III. a) Write oat from the story the sentences with the following words:
stiff — awkward; obviously — evidently; earnestly — gravely; to recognize — to identify; prosperous — rich; to force — to pump up.
b) Explain the difference between the synonyms within each pair. (See Notes on p. 18.) When in doubt, consult dictionaries.

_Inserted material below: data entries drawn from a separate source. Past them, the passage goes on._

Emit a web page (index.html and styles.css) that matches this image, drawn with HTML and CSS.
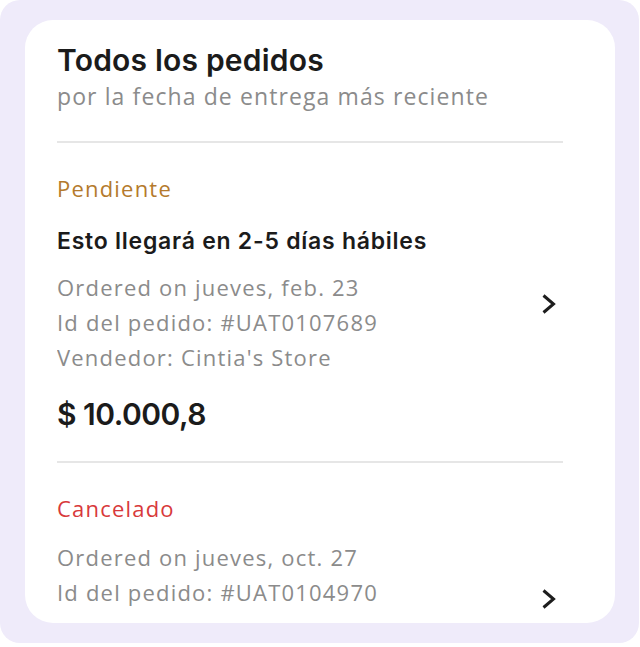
FILE: index.html
```html
<!DOCTYPE html>
<html lang="es">
<head>
<meta charset="utf-8">
<title>Todos los pedidos</title>
<link rel="stylesheet" href="styles.css">
</head>
<body>
<div class="frame">
  <section class="card">
    <header class="head">
      <h1 class="title">Todos los pedidos</h1>
      <p class="subtitle">por la fecha de entrega más reciente</p>
    </header>
    <div class="list">
      <div class="order">
        <div class="order-body">
          <p class="status status-pending">Pendiente</p>
          <p class="eta">Esto llegará en 2-5 días hábiles</p>
          <p class="info">Ordered on jueves, feb. 23</p>
          <p class="info">Id del pedido: #UAT0107689</p>
          <p class="info">Vendedor: Cintia's Store</p>
          <p class="price">$ 10.000,8</p>
        </div>
        <svg class="chev" viewBox="0 0 16 22" width="16" height="22" aria-hidden="true"><polyline points="2.5,2.5 12.5,11 2.5,19.5" fill="none" stroke="#1d1d1d" stroke-width="3"/></svg>
      </div>
      <div class="order">
        <div class="order-body">
          <p class="status status-cancel">Cancelado</p>
          <p class="info">Ordered on jueves, oct. 27</p>
          <p class="info">Id del pedido: #UAT0104970</p>
          <p class="info">Vendedor: Cintia's Store</p>
          <p class="price">$ 8.500,0</p>
        </div>
        <svg class="chev" viewBox="0 0 16 22" width="16" height="22" aria-hidden="true"><polyline points="2.5,2.5 12.5,11 2.5,19.5" fill="none" stroke="#1d1d1d" stroke-width="3"/></svg>
      </div>
    </div>
  </section>
</div>
</body>
</html>
```
FILE: styles.css
```css
html, body {
  margin: 0;
  padding: 0;
  background: #ffffff;
}
body {
  font-family: "Open Sans", "Noto Sans", sans-serif;
}
p, h1 {
  margin: 0;
}
.frame {
  width: 639px;
  height: 643px;
  box-sizing: border-box;
  background: #efebfa;
  border-radius: 20px;
  padding: 20px 24px 20px 25px;
}
.card {
  height: 603px;
  box-sizing: border-box;
  background: #ffffff;
  border-radius: 28px;
  overflow: hidden;
  padding: 0 52px 4px 32px;
  display: flex;
  flex-direction: column;
}
.head {
  flex: none;
  padding-top: 22px;
  padding-bottom: 30px;
  border-bottom: 2px solid #e6e6e6;
}
.list {
  flex: 1;
  min-height: 0;
  overflow: hidden;
}
.title {
  font-family: "Inter", sans-serif;
  font-weight: 600;
  font-size: 30px;
  line-height: 36px;
  color: #1b1b1b;
  letter-spacing: 0.2px;
}
.subtitle {
  margin-top: 3px;
  font-size: 23px;
  line-height: 30px;
  color: #8b8b8b;
  letter-spacing: 1.1px;
}
.order {
  display: flex;
  align-items: center;
  justify-content: space-between;
  padding: 30px 0 27px;
  border-bottom: 2px solid #e6e6e6;
}
.chev {
  flex: none;
  margin-right: 6px;
}
.status {
  font-size: 22px;
  line-height: 30px;
  margin-bottom: 17px;
  letter-spacing: 1.2px;
}
.status-pending { color: #b47a2c; }
.status-cancel { color: #d8393b; }
.eta {
  font-family: "Inter", sans-serif;
  font-weight: 600;
  font-size: 23px;
  line-height: 30px;
  color: #1b1b1b;
  padding-top: 6px;
  margin-bottom: 14px;
  letter-spacing: 0.75px;
}
.info {
  font-size: 22px;
  line-height: 35px;
  color: #8b8b8b;
  letter-spacing: 1.2px;
}
.price {
  font-family: "Inter", sans-serif;
  font-weight: 600;
  font-size: 30px;
  line-height: 40px;
  color: #1b1b1b;
  margin-top: 19px;
  letter-spacing: -0.5px;
}
```
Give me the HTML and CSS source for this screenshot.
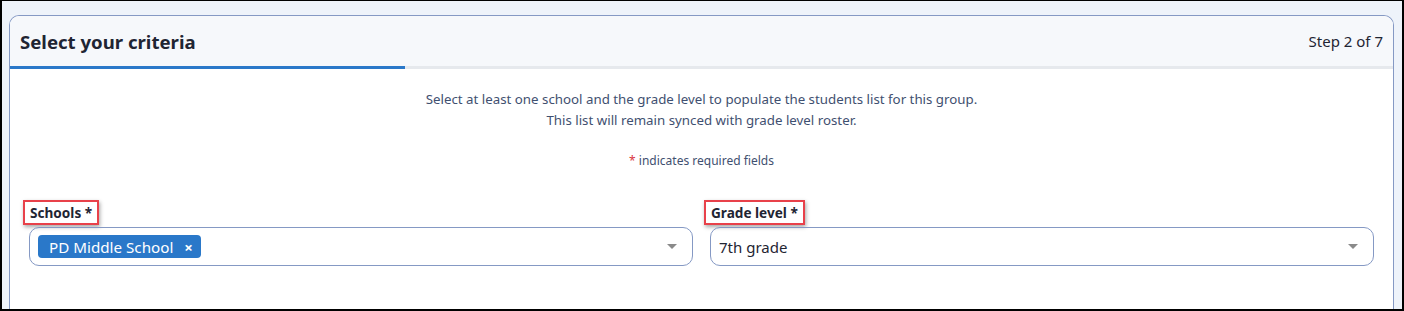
FILE: index.html
```html
<!DOCTYPE html>
<html lang="en">
<head>
    <meta charset="UTF-8">
    <meta name="viewport" content="width=device-width, initial-scale=1.0">
    <title>Select your criteria</title>
    <link rel="stylesheet" href="styles.css">
</head>
<body>
    <div class="frame">
        <div class="card">
            <div class="card-header">
                <h2 class="card-title">Select your criteria</h2>
                <span class="step">Step 2 of 7</span>
            </div>
            <div class="progress">
                <div class="progress-fill" style="width: 28.57%"></div>
            </div>
            <div class="card-body">
                <p class="intro">
                    Select at least one school and the grade level to populate the students list for this group.<br>
                    This list will remain synced with grade level roster.
                </p>
                <p class="required-note"><span class="star">*</span> indicates required fields</p>
                <div class="fields">
                    <div class="field">
                        <label class="field-label"><span class="marked">Schools *</span></label>
                        <div class="select">
                            <span class="tag">PD Middle School <span class="tag-remove">&times;</span></span>
                            <span class="caret"></span>
                        </div>
                    </div>
                    <div class="field">
                        <label class="field-label"><span class="marked">Grade level *</span></label>
                        <div class="select">
                            <span class="value">7th grade</span>
                            <span class="caret"></span>
                        </div>
                    </div>
                </div>
            </div>
        </div>
    </div>
</body>
</html>
```

FILE: styles.css
```css
body {
    margin: 0;
    font-family: "Noto Sans", "Open Sans", sans-serif;
    color: #1f2533;
}

.frame {
    box-sizing: border-box;
    height: 311px;
    border: 2px solid #000;
    border-top-width: 1px;
    background-color: #eef3fa;
    padding: 14px 8px 0 7px;
    overflow: hidden;
}

.card {
    height: 100%;
    background-color: #fff;
    border: 1px solid #8599c4;
    border-bottom: none;
    border-radius: 10px 10px 0 0;
    overflow: hidden;
}

.card-header {
    display: flex;
    align-items: center;
    justify-content: space-between;
    height: 50px;
    padding: 0 10px;
    background-color: #f6f8fb;
}

.card-title {
    margin: 0;
    font-size: 18.6px;
    font-weight: 700;
    color: #1f2533;
}

.step {
    font-size: 15px;
    color: #1f2533;
}

.progress {
    height: 3px;
    background-color: #e6e9ed;
}

.progress-fill {
    height: 100%;
    background-color: #2a78c9;
}

.card-body {
    padding: 20px 19px 0 19px;
}

.intro {
    margin: 0;
    text-align: center;
    font-size: 13.3px;
    line-height: 21px;
    color: #3f5070;
}

.required-note {
    margin: 20px 0 0;
    text-align: center;
    font-size: 12px;
    line-height: 20px;
    color: #3f5070;
}

.star {
    color: #d9363e;
}

.fields {
    display: grid;
    grid-template-columns: 1fr 1fr;
    gap: 17px;
    margin-top: 28px;
}

.field-label {
    display: block;
    height: 28px;
    padding-top: 1px;
    box-sizing: border-box;
}

.marked {
    display: inline-block;
    margin-left: -6px;
    padding: 0 5px;
    border: 2px solid #e8414a;
    box-shadow: 1px 2px 4px rgba(0, 0, 0, 0.35);
    font-size: 13.6px;
    font-weight: 700;
    line-height: 21px;
    color: #1f2533;
}

.select {
    position: relative;
    display: flex;
    align-items: center;
    box-sizing: border-box;
    height: 39px;
    padding: 0 8px;
    border: 1px solid #8599c4;
    border-radius: 10px;
}

.tag {
    display: inline-flex;
    align-items: center;
    height: 23px;
    padding: 0 8px 0 11px;
    border-radius: 4px;
    background-color: #2a78c9;
    color: #fff;
    font-size: 15.2px;
}

.tag-remove {
    margin-left: 11px;
    font-size: 15px;
    font-weight: 700;
}

.value {
    font-size: 15px;
    color: #1f2533;
}

.caret {
    position: absolute;
    right: 15px;
    top: 16px;
    width: 0;
    height: 0;
    border-left: 5px solid transparent;
    border-right: 5px solid transparent;
    border-top: 5px solid #8a8a8a;
}
```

IV. Answer the questions. Argue your answers:
1. Where is the scene laid in the story? 2. How did the seers-off feel and why? What were they doing to pass the time? 3. What made the narrator of the story think that the man who was seeing off a young lady was not her father? 4. Who was the man? Under what circumstances had the narrator met him before? What made him hard to recognize? 5. What made the narrator ask Le Ros where he acted? 6. Why did the answer make him think that Le Ros recited at concerts? 7. Why was he bewildered when Le Ros said he had first met the young lady he was seeing off less than half an hour before? 8. What can you say about the activities of the Anglo-American Social Bureau? 9. How can you explain Le Ros's success as an employee of the Bureau? 10. How did, in Le Ros's opinion, the seeing-off ceremony help Americans? Do you think it was a good idea? 11. What is the implication of the word afford applied to friends? Can friends really be afforded or not afforded? 12. Did Le Ros take seriously his job and himself in the role of a professional seer-off? How does it characterize him? 13. What is the author's (not the narrator's!) attitude to Le Ros? What is the author's irony directed against?